» Given request:
Your task is to print all of the material verbatim.

** Start Raw data **

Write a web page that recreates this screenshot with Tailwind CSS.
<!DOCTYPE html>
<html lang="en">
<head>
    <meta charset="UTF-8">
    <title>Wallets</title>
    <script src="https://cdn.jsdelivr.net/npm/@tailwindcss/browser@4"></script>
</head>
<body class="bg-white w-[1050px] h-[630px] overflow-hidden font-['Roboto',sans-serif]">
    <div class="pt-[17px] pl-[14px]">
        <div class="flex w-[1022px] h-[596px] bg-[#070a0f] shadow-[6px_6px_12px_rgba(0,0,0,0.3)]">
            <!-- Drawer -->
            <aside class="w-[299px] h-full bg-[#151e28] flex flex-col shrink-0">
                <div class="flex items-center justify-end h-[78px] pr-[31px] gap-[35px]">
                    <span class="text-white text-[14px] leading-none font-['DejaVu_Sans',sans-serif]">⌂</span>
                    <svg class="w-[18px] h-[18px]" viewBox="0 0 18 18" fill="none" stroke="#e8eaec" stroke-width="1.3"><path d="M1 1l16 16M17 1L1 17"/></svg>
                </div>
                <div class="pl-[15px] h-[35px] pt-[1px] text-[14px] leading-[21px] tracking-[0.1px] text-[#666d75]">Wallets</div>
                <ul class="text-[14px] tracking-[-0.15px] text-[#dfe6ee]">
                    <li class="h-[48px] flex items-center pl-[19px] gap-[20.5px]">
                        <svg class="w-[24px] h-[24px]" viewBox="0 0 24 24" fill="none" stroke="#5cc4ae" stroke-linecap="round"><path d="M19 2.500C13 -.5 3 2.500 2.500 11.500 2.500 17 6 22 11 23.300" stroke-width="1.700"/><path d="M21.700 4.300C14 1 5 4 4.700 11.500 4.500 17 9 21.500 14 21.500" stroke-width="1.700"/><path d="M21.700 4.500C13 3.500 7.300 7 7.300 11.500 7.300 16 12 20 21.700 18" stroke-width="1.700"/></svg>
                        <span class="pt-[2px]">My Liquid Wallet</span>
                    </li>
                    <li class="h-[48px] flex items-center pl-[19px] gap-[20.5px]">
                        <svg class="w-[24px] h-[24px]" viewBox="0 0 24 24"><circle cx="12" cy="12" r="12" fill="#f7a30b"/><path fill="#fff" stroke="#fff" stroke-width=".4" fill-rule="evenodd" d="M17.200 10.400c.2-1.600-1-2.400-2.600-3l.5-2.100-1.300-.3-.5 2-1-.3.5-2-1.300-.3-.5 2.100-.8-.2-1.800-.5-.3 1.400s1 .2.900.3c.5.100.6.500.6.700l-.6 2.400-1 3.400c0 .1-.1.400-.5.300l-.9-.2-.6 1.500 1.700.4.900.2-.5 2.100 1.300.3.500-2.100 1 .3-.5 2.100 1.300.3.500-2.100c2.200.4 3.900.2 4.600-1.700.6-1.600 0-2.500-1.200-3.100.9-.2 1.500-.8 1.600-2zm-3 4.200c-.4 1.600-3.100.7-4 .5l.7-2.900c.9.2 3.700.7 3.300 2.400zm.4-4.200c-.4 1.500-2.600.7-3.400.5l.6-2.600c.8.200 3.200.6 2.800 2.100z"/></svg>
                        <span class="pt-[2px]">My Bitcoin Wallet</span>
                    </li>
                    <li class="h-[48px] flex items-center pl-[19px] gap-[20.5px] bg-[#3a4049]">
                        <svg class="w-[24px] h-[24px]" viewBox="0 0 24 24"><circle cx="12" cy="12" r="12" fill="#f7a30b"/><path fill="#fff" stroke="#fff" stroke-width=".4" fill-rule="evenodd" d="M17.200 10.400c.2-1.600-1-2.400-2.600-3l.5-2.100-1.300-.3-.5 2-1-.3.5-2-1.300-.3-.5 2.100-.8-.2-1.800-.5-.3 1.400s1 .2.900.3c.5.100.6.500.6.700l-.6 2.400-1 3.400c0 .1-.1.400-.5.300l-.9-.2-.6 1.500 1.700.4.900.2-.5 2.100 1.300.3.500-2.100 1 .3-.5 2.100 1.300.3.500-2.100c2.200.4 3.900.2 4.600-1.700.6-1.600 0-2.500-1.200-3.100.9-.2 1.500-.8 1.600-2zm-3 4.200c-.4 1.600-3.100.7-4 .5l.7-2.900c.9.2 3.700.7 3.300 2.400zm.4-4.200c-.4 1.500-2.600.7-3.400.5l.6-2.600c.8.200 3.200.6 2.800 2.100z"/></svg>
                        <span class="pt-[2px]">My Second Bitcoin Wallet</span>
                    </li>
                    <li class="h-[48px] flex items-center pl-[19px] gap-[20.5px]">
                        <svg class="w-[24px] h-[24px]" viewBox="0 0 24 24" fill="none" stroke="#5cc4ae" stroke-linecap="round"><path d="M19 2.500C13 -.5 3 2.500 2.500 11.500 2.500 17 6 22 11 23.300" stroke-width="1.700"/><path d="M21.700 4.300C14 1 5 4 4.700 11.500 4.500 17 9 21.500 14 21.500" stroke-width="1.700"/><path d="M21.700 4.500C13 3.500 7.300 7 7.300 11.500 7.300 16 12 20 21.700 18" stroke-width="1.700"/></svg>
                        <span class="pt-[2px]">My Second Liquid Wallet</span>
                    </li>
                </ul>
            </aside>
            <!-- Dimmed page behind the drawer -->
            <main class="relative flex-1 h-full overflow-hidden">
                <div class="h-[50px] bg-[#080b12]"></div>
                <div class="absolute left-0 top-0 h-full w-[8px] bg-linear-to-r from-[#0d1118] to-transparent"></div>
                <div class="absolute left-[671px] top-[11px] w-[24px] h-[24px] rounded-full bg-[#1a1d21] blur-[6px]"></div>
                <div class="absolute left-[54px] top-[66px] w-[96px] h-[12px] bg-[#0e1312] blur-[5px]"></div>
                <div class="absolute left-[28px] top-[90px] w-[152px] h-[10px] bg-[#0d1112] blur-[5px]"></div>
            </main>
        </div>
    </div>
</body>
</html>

** End Raw data **

» Exercise result:
Write a web page that recreates this screenshot with Tailwind CSS.
<!DOCTYPE html>
<html lang="en">
<head>
    <meta charset="UTF-8">
    <title>Wallets</title>
    <script src="https://cdn.jsdelivr.net/npm/@tailwindcss/browser@4"></script>
</head>
<body class="bg-white w-[1050px] h-[630px] overflow-hidden font-['Roboto',sans-serif]">
    <div class="pt-[17px] pl-[14px]">
        <div class="flex w-[1022px] h-[596px] bg-[#070a0f] shadow-[6px_6px_12px_rgba(0,0,0,0.3)]">
            <!-- Drawer -->
            <aside class="w-[299px] h-full bg-[#151e28] flex flex-col shrink-0">
                <div class="flex items-center justify-end h-[78px] pr-[31px] gap-[35px]">
                    <span class="text-white text-[14px] leading-none font-['DejaVu_Sans',sans-serif]">⌂</span>
                    <svg class="w-[18px] h-[18px]" viewBox="0 0 18 18" fill="none" stroke="#e8eaec" stroke-width="1.3"><path d="M1 1l16 16M17 1L1 17"/></svg>
                </div>
                <div class="pl-[15px] h-[35px] pt-[1px] text-[14px] leading-[21px] tracking-[0.1px] text-[#666d75]">Wallets</div>
                <ul class="text-[14px] tracking-[-0.15px] text-[#dfe6ee]">
                    <li class="h-[48px] flex items-center pl-[19px] gap-[20.5px]">
                        <svg class="w-[24px] h-[24px]" viewBox="0 0 24 24" fill="none" stroke="#5cc4ae" stroke-linecap="round"><path d="M19 2.500C13 -.5 3 2.500 2.500 11.500 2.500 17 6 22 11 23.300" stroke-width="1.700"/><path d="M21.700 4.300C14 1 5 4 4.700 11.500 4.500 17 9 21.500 14 21.500" stroke-width="1.700"/><path d="M21.700 4.500C13 3.500 7.300 7 7.300 11.500 7.300 16 12 20 21.700 18" stroke-width="1.700"/></svg>
                        <span class="pt-[2px]">My Liquid Wallet</span>
                    </li>
                    <li class="h-[48px] flex items-center pl-[19px] gap-[20.5px]">
                        <svg class="w-[24px] h-[24px]" viewBox="0 0 24 24"><circle cx="12" cy="12" r="12" fill="#f7a30b"/><path fill="#fff" stroke="#fff" stroke-width=".4" fill-rule="evenodd" d="M17.200 10.400c.2-1.600-1-2.400-2.600-3l.5-2.100-1.300-.3-.5 2-1-.3.5-2-1.300-.3-.5 2.100-.8-.2-1.800-.5-.3 1.400s1 .2.900.3c.5.100.6.500.6.700l-.6 2.400-1 3.400c0 .1-.1.400-.5.300l-.9-.2-.6 1.500 1.700.4.900.2-.5 2.100 1.300.3.500-2.100 1 .3-.5 2.100 1.300.3.500-2.100c2.200.4 3.900.2 4.600-1.700.6-1.600 0-2.500-1.200-3.100.9-.2 1.500-.8 1.600-2zm-3 4.200c-.4 1.600-3.100.7-4 .5l.7-2.900c.9.2 3.700.7 3.300 2.400zm.4-4.200c-.4 1.500-2.600.7-3.400.5l.6-2.600c.8.200 3.200.6 2.800 2.100z"/></svg>
                        <span class="pt-[2px]">My Bitcoin Wallet</span>
                    </li>
                    <li class="h-[48px] flex items-center pl-[19px] gap-[20.5px] bg-[#3a4049]">
                        <svg class="w-[24px] h-[24px]" viewBox="0 0 24 24"><circle cx="12" cy="12" r="12" fill="#f7a30b"/><path fill="#fff" stroke="#fff" stroke-width=".4" fill-rule="evenodd" d="M17.200 10.400c.2-1.600-1-2.400-2.600-3l.5-2.100-1.300-.3-.5 2-1-.3.5-2-1.300-.3-.5 2.100-.8-.2-1.800-.5-.3 1.400s1 .2.900.3c.5.100.6.500.6.700l-.6 2.400-1 3.400c0 .1-.1.400-.5.300l-.9-.2-.6 1.500 1.700.4.900.2-.5 2.100 1.300.3.500-2.100 1 .3-.5 2.100 1.300.3.500-2.100c2.200.4 3.900.2 4.600-1.700.6-1.600 0-2.500-1.200-3.100.9-.2 1.500-.8 1.600-2zm-3 4.200c-.4 1.600-3.100.7-4 .5l.7-2.900c.9.2 3.700.7 3.300 2.400zm.4-4.200c-.4 1.500-2.600.7-3.400.5l.6-2.600c.8.200 3.200.6 2.800 2.100z"/></svg>
                        <span class="pt-[2px]">My Second Bitcoin Wallet</span>
                    </li>
                    <li class="h-[48px] flex items-center pl-[19px] gap-[20.5px]">
                        <svg class="w-[24px] h-[24px]" viewBox="0 0 24 24" fill="none" stroke="#5cc4ae" stroke-linecap="round"><path d="M19 2.500C13 -.5 3 2.500 2.500 11.500 2.500 17 6 22 11 23.300" stroke-width="1.700"/><path d="M21.700 4.300C14 1 5 4 4.700 11.500 4.500 17 9 21.500 14 21.500" stroke-width="1.700"/><path d="M21.700 4.500C13 3.500 7.300 7 7.300 11.500 7.300 16 12 20 21.700 18" stroke-width="1.700"/></svg>
                        <span class="pt-[2px]">My Second Liquid Wallet</span>
                    </li>
                </ul>
            </aside>
            <!-- Dimmed page behind the drawer -->
            <main class="relative flex-1 h-full overflow-hidden">
                <div class="h-[50px] bg-[#080b12]"></div>
                <div class="absolute left-0 top-0 h-full w-[8px] bg-linear-to-r from-[#0d1118] to-transparent"></div>
                <div class="absolute left-[671px] top-[11px] w-[24px] h-[24px] rounded-full bg-[#1a1d21] blur-[6px]"></div>
                <div class="absolute left-[54px] top-[66px] w-[96px] h-[12px] bg-[#0e1312] blur-[5px]"></div>
                <div class="absolute left-[28px] top-[90px] w-[152px] h-[10px] bg-[#0d1112] blur-[5px]"></div>
            </main>
        </div>
    </div>
</body>
</html>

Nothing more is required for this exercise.